• Heidi

I'm A Work In Progress | The Column


You know that feeling when a song or a piece of music just completely takes you back to a moment or a feeling and time? It’s so great, isn’t it? I’m having that now.

Sitting on the porch in front of my parent’s house, looking after the dog, I’m blasting ‘Come On, Eileen’, ‘Banana Pancakes’ and just about every cheesy happy-go-lucky song you can think of. I’m dreaming of 17 year old Heidi. Back then I was so happy but more than that – just so unfazed by life. I really miss that.

YOUTHFUL ABANDON


At that time I had just started sixth form – in that sweet spot where it’s all new and exciting, surrounded by new friends, new crushes, amazing people and interesting subjects – but after that awkward stage of eating lunch in the library waiting for someone to sit with. Before exams came and made it all a bit real, a time before my anxiety, before my bout of depression.

‘Come On, Eileen’ makes me think of my friends. How we kept requesting it at prom, but it never came. How we put it on at every single party and we would chant the lyrics and dance happily around in a circle, getting quicker and quicker with the pace of the music.

You know the end of the song? That reallllllyy sad bit that no one really acknowledges – ‘oh believe me if all these endearing young chums that I gaze on so fondly today, were to suddenly to leave you or to fly in the night…’?


I used to listen to that bit on the way to school, and think about my friends in the year above and how much it will hurt me when they go off to uni without me. And it did, for a little bit.


‘Banana Pancakes’ – that makes me think of my boyfriend. He was one of those friends in the year above that, surprising everyone but also no one, developed into a relationship.


It makes me think of rushing out of sixth form on a Friday to get a train to Bath Spa to visit him and stay in his uni halls for a precious few days and nights. It makes me think about waking up to cuddles and smiles for the very first time. Getting out of the shower to hear him making breakfast and walking into him gingerly dancing in the kitchen, playing the song.

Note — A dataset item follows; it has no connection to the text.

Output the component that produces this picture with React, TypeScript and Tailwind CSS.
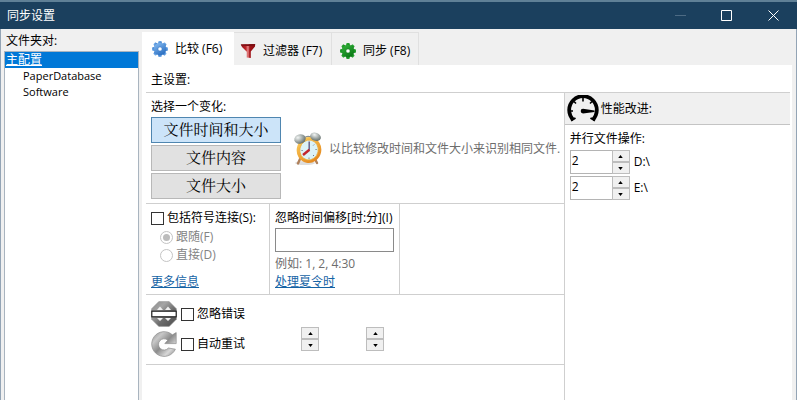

I sometimes worry about how that person feels so far away from who I am now – and how I wish with all my heart I was still there, living those moments. I’ve been through a lot since then, that has changed every angle of my life – the way that I am seen, the way I see things – and it really scares me.


I feel it has changed for the worse. That I am no longer the friend my friends made friends with. That I am no longer the girl my boyfriend wanted as his girlfriend. They’ve stuck around – so is it all in my head?

Maybe I’m just at a difficult stage in my life. Who knows.

But that’s just it – isn’t it. Anyone can say ‘oh well - who knows’. I want to do something about it.

I GUESS WHAT I'M TRYING TO SAY IS:

  • Despite what is written on this website, I am still very much coming to terms with everything my head has been through – and that’s okay.

  • Change is normal – but it is sometimes good to look back and try to rationalise those changes. I probably would have changed with age naturally anyways – as my very realist Dad says, each year makes a young person yet more cynical and that’s part of growing up in the real world.

  • It’s easy to look back and only remember the good times – it’s a lovely thing but that’s why competing with a memory is impossible.